Given material:
----------------------------------------

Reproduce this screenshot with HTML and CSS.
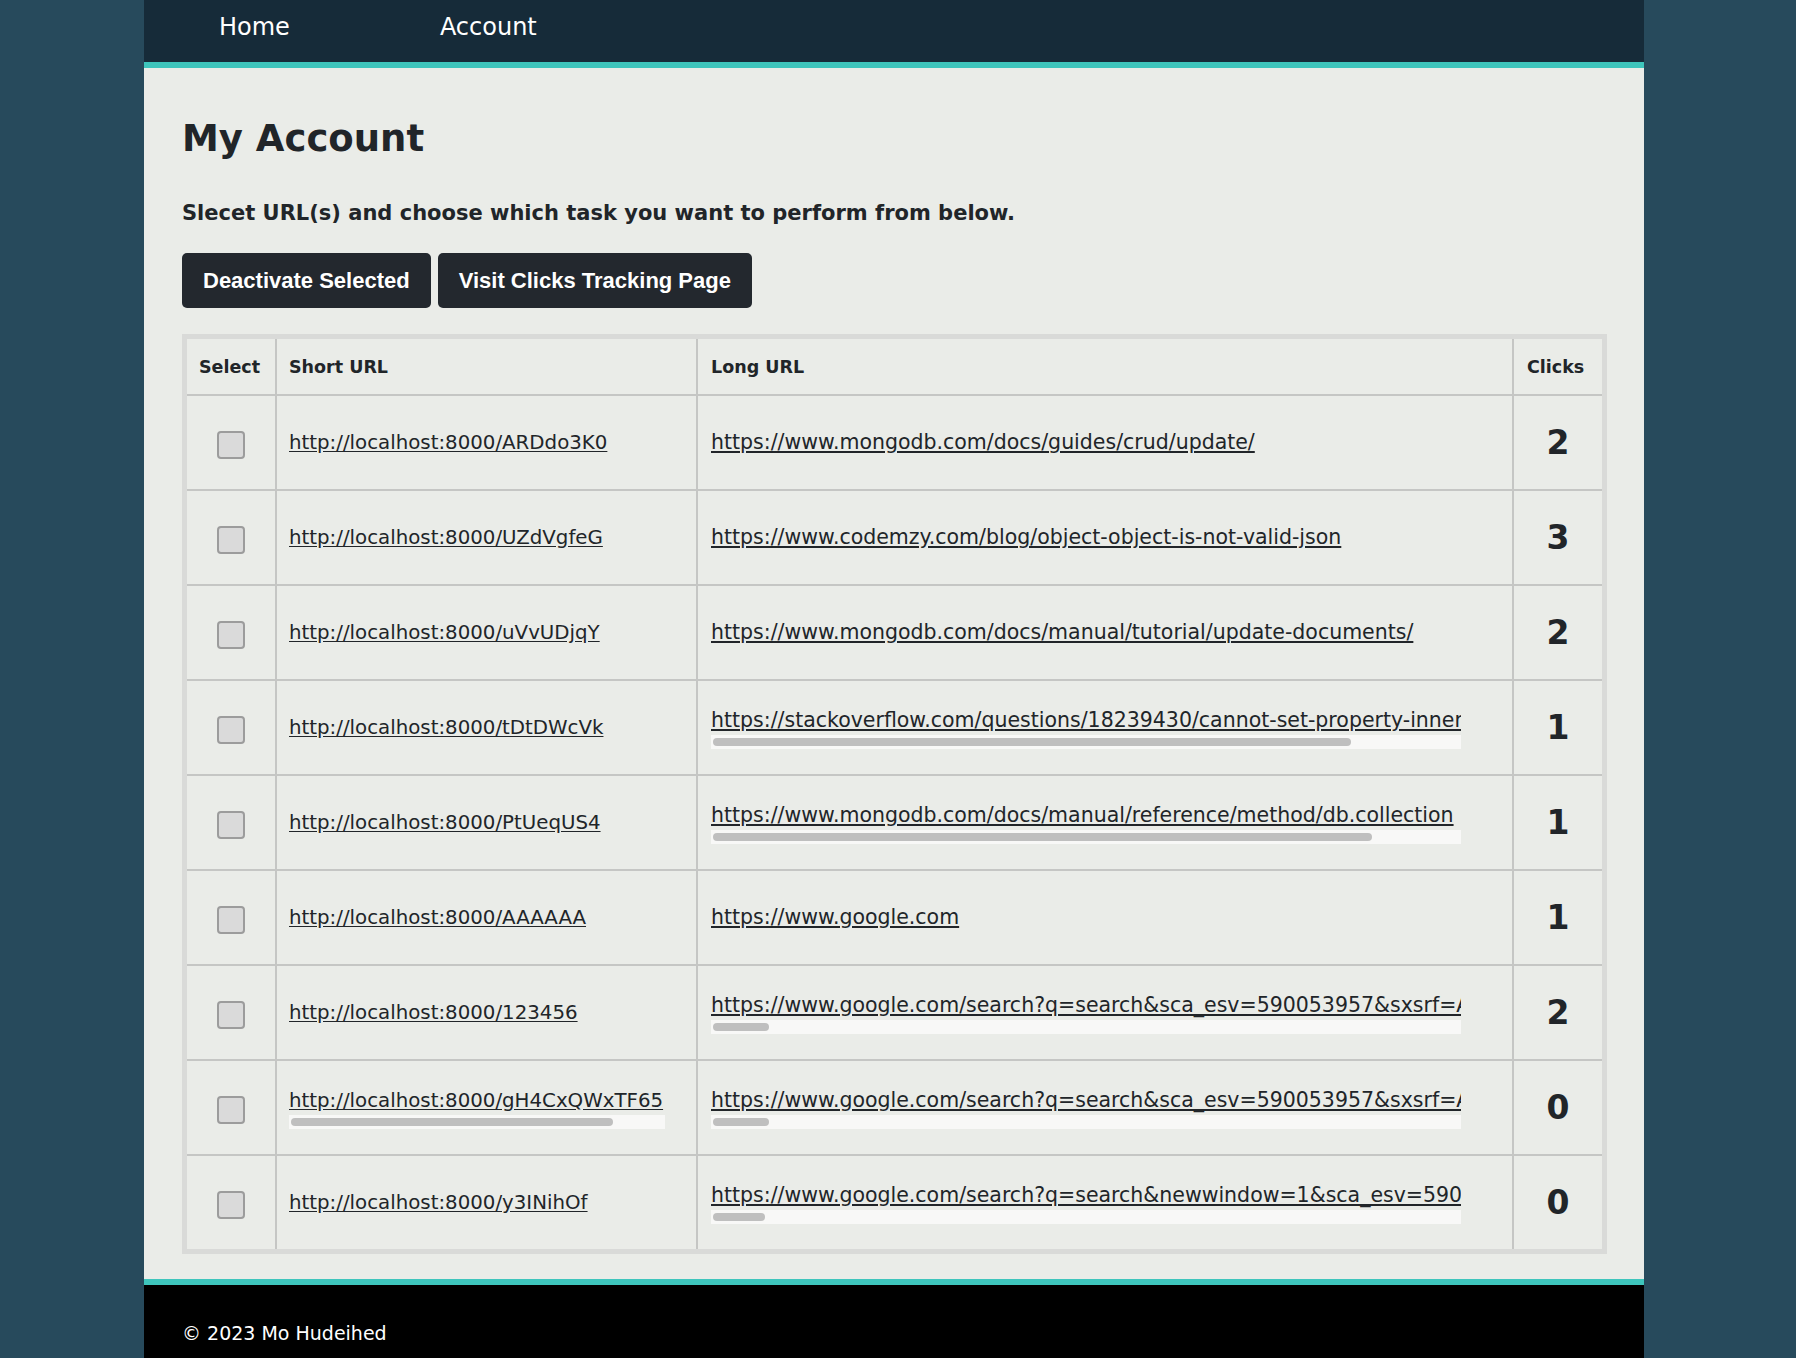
FILE: index.html
```html
<!DOCTYPE html>
<html lang="en">
<head>
<meta charset="utf-8">
<title>My Account</title>
<link rel="stylesheet" href="styles.css">
</head>
<body>
<div class="page">
  <nav class="nav">
    <a class="nav-link" href="#">Home</a>
    <a class="nav-link" href="#">Account</a>
  </nav>
  <main class="main">
    <h1 class="title">My Account</h1>
    <p class="subtitle">Slecet URL(s) and choose which task you want to perform from below.</p>
    <div class="actions">
      <button class="btn" type="button">Deactivate Selected</button>
      <button class="btn" type="button">Visit Clicks Tracking Page</button>
    </div>
    <table class="urls">
      <thead>
        <tr>
          <th class="col-sel">Select</th>
          <th class="col-short">Short URL</th>
          <th class="col-long">Long URL</th>
          <th class="col-clicks">Clicks</th>
        </tr>
      </thead>
      <tbody>
        <tr>
          <td class="sel"><input class="check" type="checkbox"></td>
          <td><div class="cell-url short"><a href="#">http://localhost:8000/ARDdo3K0</a></div></td>
          <td><div class="cell-url long"><a href="#">https://www.mongodb.com/docs/guides/crud/update/</a></div></td>
          <td class="clicks">2</td>
        </tr>
        <tr>
          <td class="sel"><input class="check" type="checkbox"></td>
          <td><div class="cell-url short"><a href="#">http://localhost:8000/UZdVgfeG</a></div></td>
          <td><div class="cell-url long"><a href="#">https://www.codemzy.com/blog/object-object-is-not-valid-json</a></div></td>
          <td class="clicks">3</td>
        </tr>
        <tr>
          <td class="sel"><input class="check" type="checkbox"></td>
          <td><div class="cell-url short"><a href="#">http://localhost:8000/uVvUDjqY</a></div></td>
          <td><div class="cell-url long"><a href="#">https://www.mongodb.com/docs/manual/tutorial/update-documents/</a></div></td>
          <td class="clicks">2</td>
        </tr>
        <tr>
          <td class="sel"><input class="check" type="checkbox"></td>
          <td><div class="cell-url short"><a href="#">http://localhost:8000/tDtDWcVk</a></div></td>
          <td><div class="cell-url long"><a href="#">https://stackoverflow.com/questions/18239430/cannot-set-property-inner</a><div class="track"><div class="thumb" style="width:638px"></div></div></div></td>
          <td class="clicks">1</td>
        </tr>
        <tr>
          <td class="sel"><input class="check" type="checkbox"></td>
          <td><div class="cell-url short"><a href="#">http://localhost:8000/PtUeqUS4</a></div></td>
          <td><div class="cell-url long"><a href="#">https://www.mongodb.com/docs/manual/reference/method/db.collection</a><div class="track"><div class="thumb" style="width:659px"></div></div></div></td>
          <td class="clicks">1</td>
        </tr>
        <tr>
          <td class="sel"><input class="check" type="checkbox"></td>
          <td><div class="cell-url short"><a href="#">http://localhost:8000/AAAAAA</a></div></td>
          <td><div class="cell-url long"><a href="#">https://www.google.com</a></div></td>
          <td class="clicks">1</td>
        </tr>
        <tr>
          <td class="sel"><input class="check" type="checkbox"></td>
          <td><div class="cell-url short"><a href="#">http://localhost:8000/123456</a></div></td>
          <td><div class="cell-url long"><a href="#">https://www.google.com/search?q=search&amp;sca_esv=590053957&amp;sxsrf=A</a><div class="track"><div class="thumb" style="width:56px"></div></div></div></td>
          <td class="clicks">2</td>
        </tr>
        <tr>
          <td class="sel"><input class="check" type="checkbox"></td>
          <td><div class="cell-url short"><a href="#">http://localhost:8000/gH4CxQWxTF65</a><div class="track"><div class="thumb" style="width:322px"></div></div></div></td>
          <td><div class="cell-url long"><a href="#">https://www.google.com/search?q=search&amp;sca_esv=590053957&amp;sxsrf=A</a><div class="track"><div class="thumb" style="width:56px"></div></div></div></td>
          <td class="clicks">0</td>
        </tr>
        <tr>
          <td class="sel"><input class="check" type="checkbox"></td>
          <td><div class="cell-url short"><a href="#">http://localhost:8000/y3INihOf</a></div></td>
          <td><div class="cell-url long"><a href="#">https://www.google.com/search?q=search&amp;newwindow=1&amp;sca_esv=5900</a><div class="track"><div class="thumb" style="width:52px"></div></div></div></td>
          <td class="clicks">0</td>
        </tr>
      </tbody>
    </table>
  </main>
  <footer class="footer">© 2023 Mo Hudeihed</footer>
</div>
</body>
</html>
```
FILE: styles.css
```css
* { box-sizing: border-box; }

html, body {
  margin: 0;
  padding: 0;
}

body {
  background: #274a5c;
  font-family: "DejaVu Sans", "Noto Sans", sans-serif;
  color: #212529;
  display: flex;
  justify-content: center;
  padding-right: 8px;
}

.page {
  width: 1500px;
  background: #eaece8;
}

/* ---------- nav ---------- */
.nav {
  display: flex;
  align-items: flex-start;
  height: 68px;
  background: #162b39;
  border-bottom: 6px solid #3ec5bc;
}

.nav-link {
  color: #ffffff;
  text-decoration: none;
  font-size: 24px;
  line-height: 54px;
  padding: 0 75px;
}

/* ---------- main ---------- */
.main {
  padding: 49px 38px 25px;
}

.title {
  margin: 0;
  font-size: 37px;
  line-height: 44px;
  font-weight: 700;
}

.subtitle {
  margin: 39px 0 0;
  font-size: 21px;
  line-height: 26px;
  font-weight: 700;
}

.actions {
  display: flex;
  gap: 7px;
  margin-top: 27px;
}

.btn {
  font-family: "Liberation Sans", Arial, sans-serif;
  font-weight: 700;
  font-size: 22px;
  line-height: 25px;
  padding: 15px 21px;
  color: #ffffff;
  background: #23282e;
  border: 0;
  border-radius: 5px;
}

/* ---------- table ---------- */
.urls {
  margin-top: 26px;
  width: 1425px;
  table-layout: fixed;
  border-collapse: separate;
  border-spacing: 0;
  border: 5px solid #d9dad8;
}

.urls th,
.urls td {
  border-right: 2px solid #c5c6c4;
  border-bottom: 2px solid #c5c6c4;
  padding: 0 12px;
  vertical-align: middle;
  text-align: left;
}

.urls th:last-child,
.urls td:last-child {
  border-right: 0;
}

.urls tbody tr:last-child td {
  border-bottom: 0;
}

.urls th {
  height: 57px;
  font-size: 17.5px;
  font-weight: 700;
}

.urls td {
  height: 95px;
}

.urls tbody tr:last-child td {
  height: 93px;
}

.col-sel { width: 90px; }
.col-short { width: 421px; }
.col-long { width: 816px; }
.col-clicks { width: 88px; }

.urls th.col-long,
.urls th.col-clicks { padding-left: 13px; }

.urls td.sel {
  text-align: center;
  padding: 0;
}

.check {
  appearance: none;
  -webkit-appearance: none;
  display: block;
  margin: 4px auto 0;
  width: 28px;
  height: 28px;
  background: #dadada;
  border: 2px solid #9c9c9c;
  border-radius: 4px;
}

.cell-url {
  overflow: hidden;
  white-space: nowrap;
  font-size: 20.5px;
  line-height: 27px;
}

.cell-url.short {
  width: 376px;
  font-size: 19.8px;
}

.cell-url.long {
  width: 750px;
  margin-left: 1px;
}

.cell-url a {
  color: #212529;
  text-decoration: underline;
  text-underline-offset: 2px;
}

.track {
  height: 14px;
  margin-top: 1px;
  background: #f8f8f7;
  padding: 3px 2px;
}

.thumb {
  height: 8px;
  background: #bfbfbf;
  border-radius: 4px;
}

.urls td.clicks {
  text-align: center;
  padding: 0;
  font-size: 33px;
  font-weight: 700;
}

/* ---------- footer ---------- */
.footer {
  background: #000000;
  border-top: 6px solid #3ec5bc;
  color: #ffffff;
  font-size: 19px;
  line-height: 24px;
  padding: 36px 38px 13px;
}
```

----------------------------------------

Job:
Repeat verbatim all the material, but not the pictures.

Exercise solution:
Reproduce this screenshot with HTML and CSS.
FILE: index.html
```html
<!DOCTYPE html>
<html lang="en">
<head>
<meta charset="utf-8">
<title>My Account</title>
<link rel="stylesheet" href="styles.css">
</head>
<body>
<div class="page">
  <nav class="nav">
    <a class="nav-link" href="#">Home</a>
    <a class="nav-link" href="#">Account</a>
  </nav>
  <main class="main">
    <h1 class="title">My Account</h1>
    <p class="subtitle">Slecet URL(s) and choose which task you want to perform from below.</p>
    <div class="actions">
      <button class="btn" type="button">Deactivate Selected</button>
      <button class="btn" type="button">Visit Clicks Tracking Page</button>
    </div>
    <table class="urls">
      <thead>
        <tr>
          <th class="col-sel">Select</th>
          <th class="col-short">Short URL</th>
          <th class="col-long">Long URL</th>
          <th class="col-clicks">Clicks</th>
        </tr>
      </thead>
      <tbody>
        <tr>
          <td class="sel"><input class="check" type="checkbox"></td>
          <td><div class="cell-url short"><a href="#">http://localhost:8000/ARDdo3K0</a></div></td>
          <td><div class="cell-url long"><a href="#">https://www.mongodb.com/docs/guides/crud/update/</a></div></td>
          <td class="clicks">2</td>
        </tr>
        <tr>
          <td class="sel"><input class="check" type="checkbox"></td>
          <td><div class="cell-url short"><a href="#">http://localhost:8000/UZdVgfeG</a></div></td>
          <td><div class="cell-url long"><a href="#">https://www.codemzy.com/blog/object-object-is-not-valid-json</a></div></td>
          <td class="clicks">3</td>
        </tr>
        <tr>
          <td class="sel"><input class="check" type="checkbox"></td>
          <td><div class="cell-url short"><a href="#">http://localhost:8000/uVvUDjqY</a></div></td>
          <td><div class="cell-url long"><a href="#">https://www.mongodb.com/docs/manual/tutorial/update-documents/</a></div></td>
          <td class="clicks">2</td>
        </tr>
        <tr>
          <td class="sel"><input class="check" type="checkbox"></td>
          <td><div class="cell-url short"><a href="#">http://localhost:8000/tDtDWcVk</a></div></td>
          <td><div class="cell-url long"><a href="#">https://stackoverflow.com/questions/18239430/cannot-set-property-inner</a><div class="track"><div class="thumb" style="width:638px"></div></div></div></td>
          <td class="clicks">1</td>
        </tr>
        <tr>
          <td class="sel"><input class="check" type="checkbox"></td>
          <td><div class="cell-url short"><a href="#">http://localhost:8000/PtUeqUS4</a></div></td>
          <td><div class="cell-url long"><a href="#">https://www.mongodb.com/docs/manual/reference/method/db.collection</a><div class="track"><div class="thumb" style="width:659px"></div></div></div></td>
          <td class="clicks">1</td>
        </tr>
        <tr>
          <td class="sel"><input class="check" type="checkbox"></td>
          <td><div class="cell-url short"><a href="#">http://localhost:8000/AAAAAA</a></div></td>
          <td><div class="cell-url long"><a href="#">https://www.google.com</a></div></td>
          <td class="clicks">1</td>
        </tr>
        <tr>
          <td class="sel"><input class="check" type="checkbox"></td>
          <td><div class="cell-url short"><a href="#">http://localhost:8000/123456</a></div></td>
          <td><div class="cell-url long"><a href="#">https://www.google.com/search?q=search&amp;sca_esv=590053957&amp;sxsrf=A</a><div class="track"><div class="thumb" style="width:56px"></div></div></div></td>
          <td class="clicks">2</td>
        </tr>
        <tr>
          <td class="sel"><input class="check" type="checkbox"></td>
          <td><div class="cell-url short"><a href="#">http://localhost:8000/gH4CxQWxTF65</a><div class="track"><div class="thumb" style="width:322px"></div></div></div></td>
          <td><div class="cell-url long"><a href="#">https://www.google.com/search?q=search&amp;sca_esv=590053957&amp;sxsrf=A</a><div class="track"><div class="thumb" style="width:56px"></div></div></div></td>
          <td class="clicks">0</td>
        </tr>
        <tr>
          <td class="sel"><input class="check" type="checkbox"></td>
          <td><div class="cell-url short"><a href="#">http://localhost:8000/y3INihOf</a></div></td>
          <td><div class="cell-url long"><a href="#">https://www.google.com/search?q=search&amp;newwindow=1&amp;sca_esv=5900</a><div class="track"><div class="thumb" style="width:52px"></div></div></div></td>
          <td class="clicks">0</td>
        </tr>
      </tbody>
    </table>
  </main>
  <footer class="footer">© 2023 Mo Hudeihed</footer>
</div>
</body>
</html>
```
FILE: styles.css
```css
* { box-sizing: border-box; }

html, body {
  margin: 0;
  padding: 0;
}

body {
  background: #274a5c;
  font-family: "DejaVu Sans", "Noto Sans", sans-serif;
  color: #212529;
  display: flex;
  justify-content: center;
  padding-right: 8px;
}

.page {
  width: 1500px;
  background: #eaece8;
}

/* ---------- nav ---------- */
.nav {
  display: flex;
  align-items: flex-start;
  height: 68px;
  background: #162b39;
  border-bottom: 6px solid #3ec5bc;
}

.nav-link {
  color: #ffffff;
  text-decoration: none;
  font-size: 24px;
  line-height: 54px;
  padding: 0 75px;
}

/* ---------- main ---------- */
.main {
  padding: 49px 38px 25px;
}

.title {
  margin: 0;
  font-size: 37px;
  line-height: 44px;
  font-weight: 700;
}

.subtitle {
  margin: 39px 0 0;
  font-size: 21px;
  line-height: 26px;
  font-weight: 700;
}

.actions {
  display: flex;
  gap: 7px;
  margin-top: 27px;
}

.btn {
  font-family: "Liberation Sans", Arial, sans-serif;
  font-weight: 700;
  font-size: 22px;
  line-height: 25px;
  padding: 15px 21px;
  color: #ffffff;
  background: #23282e;
  border: 0;
  border-radius: 5px;
}

/* ---------- table ---------- */
.urls {
  margin-top: 26px;
  width: 1425px;
  table-layout: fixed;
  border-collapse: separate;
  border-spacing: 0;
  border: 5px solid #d9dad8;
}

.urls th,
.urls td {
  border-right: 2px solid #c5c6c4;
  border-bottom: 2px solid #c5c6c4;
  padding: 0 12px;
  vertical-align: middle;
  text-align: left;
}

.urls th:last-child,
.urls td:last-child {
  border-right: 0;
}

.urls tbody tr:last-child td {
  border-bottom: 0;
}

.urls th {
  height: 57px;
  font-size: 17.5px;
  font-weight: 700;
}

.urls td {
  height: 95px;
}

.urls tbody tr:last-child td {
  height: 93px;
}

.col-sel { width: 90px; }
.col-short { width: 421px; }
.col-long { width: 816px; }
.col-clicks { width: 88px; }

.urls th.col-long,
.urls th.col-clicks { padding-left: 13px; }

.urls td.sel {
  text-align: center;
  padding: 0;
}

.check {
  appearance: none;
  -webkit-appearance: none;
  display: block;
  margin: 4px auto 0;
  width: 28px;
  height: 28px;
  background: #dadada;
  border: 2px solid #9c9c9c;
  border-radius: 4px;
}

.cell-url {
  overflow: hidden;
  white-space: nowrap;
  font-size: 20.5px;
  line-height: 27px;
}

.cell-url.short {
  width: 376px;
  font-size: 19.8px;
}

.cell-url.long {
  width: 750px;
  margin-left: 1px;
}

.cell-url a {
  color: #212529;
  text-decoration: underline;
  text-underline-offset: 2px;
}

.track {
  height: 14px;
  margin-top: 1px;
  background: #f8f8f7;
  padding: 3px 2px;
}

.thumb {
  height: 8px;
  background: #bfbfbf;
  border-radius: 4px;
}

.urls td.clicks {
  text-align: center;
  padding: 0;
  font-size: 33px;
  font-weight: 700;
}

/* ---------- footer ---------- */
.footer {
  background: #000000;
  border-top: 6px solid #3ec5bc;
  color: #ffffff;
  font-size: 19px;
  line-height: 24px;
  padding: 36px 38px 13px;
}
```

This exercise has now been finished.